Source excerpt
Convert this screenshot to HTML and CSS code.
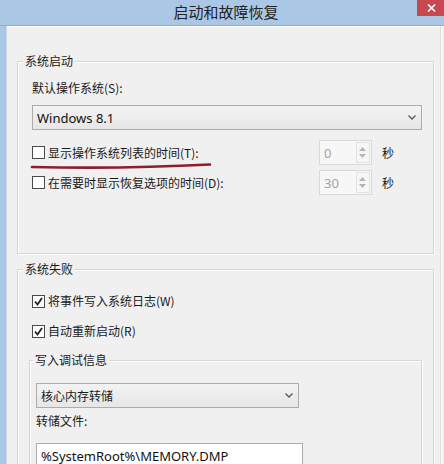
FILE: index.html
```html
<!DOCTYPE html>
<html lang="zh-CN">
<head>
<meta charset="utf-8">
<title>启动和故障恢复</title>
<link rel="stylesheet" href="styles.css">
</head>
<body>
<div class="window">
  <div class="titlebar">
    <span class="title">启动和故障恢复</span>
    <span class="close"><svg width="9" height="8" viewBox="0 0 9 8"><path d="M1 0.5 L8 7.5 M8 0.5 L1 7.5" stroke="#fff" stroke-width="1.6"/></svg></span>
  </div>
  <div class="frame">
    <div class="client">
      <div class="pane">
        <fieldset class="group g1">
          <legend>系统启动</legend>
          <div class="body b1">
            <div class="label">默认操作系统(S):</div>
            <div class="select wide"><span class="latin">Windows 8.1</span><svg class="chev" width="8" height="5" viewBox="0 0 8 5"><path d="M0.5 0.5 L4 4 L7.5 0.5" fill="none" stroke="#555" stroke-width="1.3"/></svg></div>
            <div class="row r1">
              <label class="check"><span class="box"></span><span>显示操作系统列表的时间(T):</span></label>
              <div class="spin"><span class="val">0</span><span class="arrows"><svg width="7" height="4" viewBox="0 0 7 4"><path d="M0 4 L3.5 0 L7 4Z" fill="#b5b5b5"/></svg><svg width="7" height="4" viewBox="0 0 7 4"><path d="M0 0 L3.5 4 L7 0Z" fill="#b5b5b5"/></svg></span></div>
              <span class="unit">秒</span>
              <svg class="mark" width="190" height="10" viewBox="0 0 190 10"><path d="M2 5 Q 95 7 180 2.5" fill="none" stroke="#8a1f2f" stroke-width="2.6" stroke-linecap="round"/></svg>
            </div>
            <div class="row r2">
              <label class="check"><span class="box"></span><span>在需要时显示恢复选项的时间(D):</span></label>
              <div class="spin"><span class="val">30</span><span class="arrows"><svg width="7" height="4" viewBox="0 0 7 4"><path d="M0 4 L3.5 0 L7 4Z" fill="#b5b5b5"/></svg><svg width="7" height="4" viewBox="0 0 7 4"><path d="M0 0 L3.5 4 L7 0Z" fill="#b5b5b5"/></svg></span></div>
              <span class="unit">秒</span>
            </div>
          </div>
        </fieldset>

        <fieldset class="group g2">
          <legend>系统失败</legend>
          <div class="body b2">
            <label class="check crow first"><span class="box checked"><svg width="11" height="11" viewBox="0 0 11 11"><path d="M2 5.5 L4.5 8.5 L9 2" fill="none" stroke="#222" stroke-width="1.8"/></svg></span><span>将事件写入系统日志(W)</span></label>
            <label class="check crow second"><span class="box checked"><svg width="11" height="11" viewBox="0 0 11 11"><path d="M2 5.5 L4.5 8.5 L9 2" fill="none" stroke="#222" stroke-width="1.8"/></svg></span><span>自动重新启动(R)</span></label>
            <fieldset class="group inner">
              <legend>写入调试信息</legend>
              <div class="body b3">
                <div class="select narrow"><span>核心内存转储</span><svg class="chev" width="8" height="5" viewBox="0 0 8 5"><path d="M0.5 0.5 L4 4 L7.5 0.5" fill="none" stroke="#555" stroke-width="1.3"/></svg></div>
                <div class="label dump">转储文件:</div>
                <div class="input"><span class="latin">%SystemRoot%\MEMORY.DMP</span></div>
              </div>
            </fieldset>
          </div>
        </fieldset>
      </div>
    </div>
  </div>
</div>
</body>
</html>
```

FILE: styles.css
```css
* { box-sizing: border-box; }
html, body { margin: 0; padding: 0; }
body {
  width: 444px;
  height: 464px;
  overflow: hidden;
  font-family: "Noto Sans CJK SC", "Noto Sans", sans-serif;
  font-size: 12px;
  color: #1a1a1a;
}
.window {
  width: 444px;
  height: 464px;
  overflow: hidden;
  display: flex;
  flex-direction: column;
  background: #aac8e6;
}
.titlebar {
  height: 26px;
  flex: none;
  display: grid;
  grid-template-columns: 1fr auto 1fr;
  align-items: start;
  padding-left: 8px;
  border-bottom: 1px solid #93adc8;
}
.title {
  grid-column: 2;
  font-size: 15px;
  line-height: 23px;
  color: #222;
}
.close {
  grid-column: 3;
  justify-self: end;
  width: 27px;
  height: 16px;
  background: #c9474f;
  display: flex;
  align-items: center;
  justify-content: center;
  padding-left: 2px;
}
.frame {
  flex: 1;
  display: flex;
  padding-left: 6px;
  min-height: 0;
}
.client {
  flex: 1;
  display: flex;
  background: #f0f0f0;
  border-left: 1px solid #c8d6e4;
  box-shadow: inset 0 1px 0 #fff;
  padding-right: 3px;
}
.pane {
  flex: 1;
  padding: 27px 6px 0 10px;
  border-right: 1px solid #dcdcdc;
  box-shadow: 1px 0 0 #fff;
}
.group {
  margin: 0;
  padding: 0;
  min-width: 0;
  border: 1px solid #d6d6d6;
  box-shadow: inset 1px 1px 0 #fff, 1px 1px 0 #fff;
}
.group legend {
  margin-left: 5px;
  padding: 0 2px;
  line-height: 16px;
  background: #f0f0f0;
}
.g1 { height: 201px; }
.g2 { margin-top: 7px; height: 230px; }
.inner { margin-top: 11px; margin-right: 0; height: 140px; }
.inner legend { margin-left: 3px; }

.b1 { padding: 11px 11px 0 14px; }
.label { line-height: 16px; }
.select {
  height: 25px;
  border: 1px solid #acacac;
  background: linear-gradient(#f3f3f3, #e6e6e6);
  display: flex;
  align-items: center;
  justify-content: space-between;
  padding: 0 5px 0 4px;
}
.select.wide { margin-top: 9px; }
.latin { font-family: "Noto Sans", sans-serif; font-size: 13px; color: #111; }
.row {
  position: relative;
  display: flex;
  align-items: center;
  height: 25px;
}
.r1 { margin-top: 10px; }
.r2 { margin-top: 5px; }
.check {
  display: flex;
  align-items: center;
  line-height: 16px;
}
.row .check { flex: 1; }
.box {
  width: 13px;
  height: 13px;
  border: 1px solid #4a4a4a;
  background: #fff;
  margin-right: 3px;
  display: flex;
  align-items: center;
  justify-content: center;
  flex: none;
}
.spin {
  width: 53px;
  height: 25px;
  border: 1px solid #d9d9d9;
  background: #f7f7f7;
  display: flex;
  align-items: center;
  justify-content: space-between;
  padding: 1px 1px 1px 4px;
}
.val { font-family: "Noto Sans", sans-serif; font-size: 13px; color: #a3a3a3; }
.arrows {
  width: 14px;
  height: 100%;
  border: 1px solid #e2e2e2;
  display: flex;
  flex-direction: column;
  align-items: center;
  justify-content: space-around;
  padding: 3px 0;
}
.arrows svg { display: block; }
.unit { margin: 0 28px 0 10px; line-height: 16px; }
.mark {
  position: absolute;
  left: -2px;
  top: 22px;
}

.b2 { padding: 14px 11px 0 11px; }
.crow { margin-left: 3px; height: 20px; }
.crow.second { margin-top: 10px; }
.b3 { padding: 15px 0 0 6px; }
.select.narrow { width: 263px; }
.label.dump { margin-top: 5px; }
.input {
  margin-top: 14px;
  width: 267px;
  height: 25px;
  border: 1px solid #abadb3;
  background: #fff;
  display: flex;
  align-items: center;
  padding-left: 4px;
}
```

Prompt
Word for word, quote the full listing, omitting every picture.

Task solution
Convert this screenshot to HTML and CSS code.
FILE: index.html
```html
<!DOCTYPE html>
<html lang="zh-CN">
<head>
<meta charset="utf-8">
<title>启动和故障恢复</title>
<link rel="stylesheet" href="styles.css">
</head>
<body>
<div class="window">
  <div class="titlebar">
    <span class="title">启动和故障恢复</span>
    <span class="close"><svg width="9" height="8" viewBox="0 0 9 8"><path d="M1 0.5 L8 7.5 M8 0.5 L1 7.5" stroke="#fff" stroke-width="1.6"/></svg></span>
  </div>
  <div class="frame">
    <div class="client">
      <div class="pane">
        <fieldset class="group g1">
          <legend>系统启动</legend>
          <div class="body b1">
            <div class="label">默认操作系统(S):</div>
            <div class="select wide"><span class="latin">Windows 8.1</span><svg class="chev" width="8" height="5" viewBox="0 0 8 5"><path d="M0.5 0.5 L4 4 L7.5 0.5" fill="none" stroke="#555" stroke-width="1.3"/></svg></div>
            <div class="row r1">
              <label class="check"><span class="box"></span><span>显示操作系统列表的时间(T):</span></label>
              <div class="spin"><span class="val">0</span><span class="arrows"><svg width="7" height="4" viewBox="0 0 7 4"><path d="M0 4 L3.5 0 L7 4Z" fill="#b5b5b5"/></svg><svg width="7" height="4" viewBox="0 0 7 4"><path d="M0 0 L3.5 4 L7 0Z" fill="#b5b5b5"/></svg></span></div>
              <span class="unit">秒</span>
              <svg class="mark" width="190" height="10" viewBox="0 0 190 10"><path d="M2 5 Q 95 7 180 2.5" fill="none" stroke="#8a1f2f" stroke-width="2.6" stroke-linecap="round"/></svg>
            </div>
            <div class="row r2">
              <label class="check"><span class="box"></span><span>在需要时显示恢复选项的时间(D):</span></label>
              <div class="spin"><span class="val">30</span><span class="arrows"><svg width="7" height="4" viewBox="0 0 7 4"><path d="M0 4 L3.5 0 L7 4Z" fill="#b5b5b5"/></svg><svg width="7" height="4" viewBox="0 0 7 4"><path d="M0 0 L3.5 4 L7 0Z" fill="#b5b5b5"/></svg></span></div>
              <span class="unit">秒</span>
            </div>
          </div>
        </fieldset>

        <fieldset class="group g2">
          <legend>系统失败</legend>
          <div class="body b2">
            <label class="check crow first"><span class="box checked"><svg width="11" height="11" viewBox="0 0 11 11"><path d="M2 5.5 L4.5 8.5 L9 2" fill="none" stroke="#222" stroke-width="1.8"/></svg></span><span>将事件写入系统日志(W)</span></label>
            <label class="check crow second"><span class="box checked"><svg width="11" height="11" viewBox="0 0 11 11"><path d="M2 5.5 L4.5 8.5 L9 2" fill="none" stroke="#222" stroke-width="1.8"/></svg></span><span>自动重新启动(R)</span></label>
            <fieldset class="group inner">
              <legend>写入调试信息</legend>
              <div class="body b3">
                <div class="select narrow"><span>核心内存转储</span><svg class="chev" width="8" height="5" viewBox="0 0 8 5"><path d="M0.5 0.5 L4 4 L7.5 0.5" fill="none" stroke="#555" stroke-width="1.3"/></svg></div>
                <div class="label dump">转储文件:</div>
                <div class="input"><span class="latin">%SystemRoot%\MEMORY.DMP</span></div>
              </div>
            </fieldset>
          </div>
        </fieldset>
      </div>
    </div>
  </div>
</div>
</body>
</html>
```

FILE: styles.css
```css
* { box-sizing: border-box; }
html, body { margin: 0; padding: 0; }
body {
  width: 444px;
  height: 464px;
  overflow: hidden;
  font-family: "Noto Sans CJK SC", "Noto Sans", sans-serif;
  font-size: 12px;
  color: #1a1a1a;
}
.window {
  width: 444px;
  height: 464px;
  overflow: hidden;
  display: flex;
  flex-direction: column;
  background: #aac8e6;
}
.titlebar {
  height: 26px;
  flex: none;
  display: grid;
  grid-template-columns: 1fr auto 1fr;
  align-items: start;
  padding-left: 8px;
  border-bottom: 1px solid #93adc8;
}
.title {
  grid-column: 2;
  font-size: 15px;
  line-height: 23px;
  color: #222;
}
.close {
  grid-column: 3;
  justify-self: end;
  width: 27px;
  height: 16px;
  background: #c9474f;
  display: flex;
  align-items: center;
  justify-content: center;
  padding-left: 2px;
}
.frame {
  flex: 1;
  display: flex;
  padding-left: 6px;
  min-height: 0;
}
.client {
  flex: 1;
  display: flex;
  background: #f0f0f0;
  border-left: 1px solid #c8d6e4;
  box-shadow: inset 0 1px 0 #fff;
  padding-right: 3px;
}
.pane {
  flex: 1;
  padding: 27px 6px 0 10px;
  border-right: 1px solid #dcdcdc;
  box-shadow: 1px 0 0 #fff;
}
.group {
  margin: 0;
  padding: 0;
  min-width: 0;
  border: 1px solid #d6d6d6;
  box-shadow: inset 1px 1px 0 #fff, 1px 1px 0 #fff;
}
.group legend {
  margin-left: 5px;
  padding: 0 2px;
  line-height: 16px;
  background: #f0f0f0;
}
.g1 { height: 201px; }
.g2 { margin-top: 7px; height: 230px; }
.inner { margin-top: 11px; margin-right: 0; height: 140px; }
.inner legend { margin-left: 3px; }

.b1 { padding: 11px 11px 0 14px; }
.label { line-height: 16px; }
.select {
  height: 25px;
  border: 1px solid #acacac;
  background: linear-gradient(#f3f3f3, #e6e6e6);
  display: flex;
  align-items: center;
  justify-content: space-between;
  padding: 0 5px 0 4px;
}
.select.wide { margin-top: 9px; }
.latin { font-family: "Noto Sans", sans-serif; font-size: 13px; color: #111; }
.row {
  position: relative;
  display: flex;
  align-items: center;
  height: 25px;
}
.r1 { margin-top: 10px; }
.r2 { margin-top: 5px; }
.check {
  display: flex;
  align-items: center;
  line-height: 16px;
}
.row .check { flex: 1; }
.box {
  width: 13px;
  height: 13px;
  border: 1px solid #4a4a4a;
  background: #fff;
  margin-right: 3px;
  display: flex;
  align-items: center;
  justify-content: center;
  flex: none;
}
.spin {
  width: 53px;
  height: 25px;
  border: 1px solid #d9d9d9;
  background: #f7f7f7;
  display: flex;
  align-items: center;
  justify-content: space-between;
  padding: 1px 1px 1px 4px;
}
.val { font-family: "Noto Sans", sans-serif; font-size: 13px; color: #a3a3a3; }
.arrows {
  width: 14px;
  height: 100%;
  border: 1px solid #e2e2e2;
  display: flex;
  flex-direction: column;
  align-items: center;
  justify-content: space-around;
  padding: 3px 0;
}
.arrows svg { display: block; }
.unit { margin: 0 28px 0 10px; line-height: 16px; }
.mark {
  position: absolute;
  left: -2px;
  top: 22px;
}

.b2 { padding: 14px 11px 0 11px; }
.crow { margin-left: 3px; height: 20px; }
.crow.second { margin-top: 10px; }
.b3 { padding: 15px 0 0 6px; }
.select.narrow { width: 263px; }
.label.dump { margin-top: 5px; }
.input {
  margin-top: 14px;
  width: 267px;
  height: 25px;
  border: 1px solid #abadb3;
  background: #fff;
  display: flex;
  align-items: center;
  padding-left: 4px;
}
```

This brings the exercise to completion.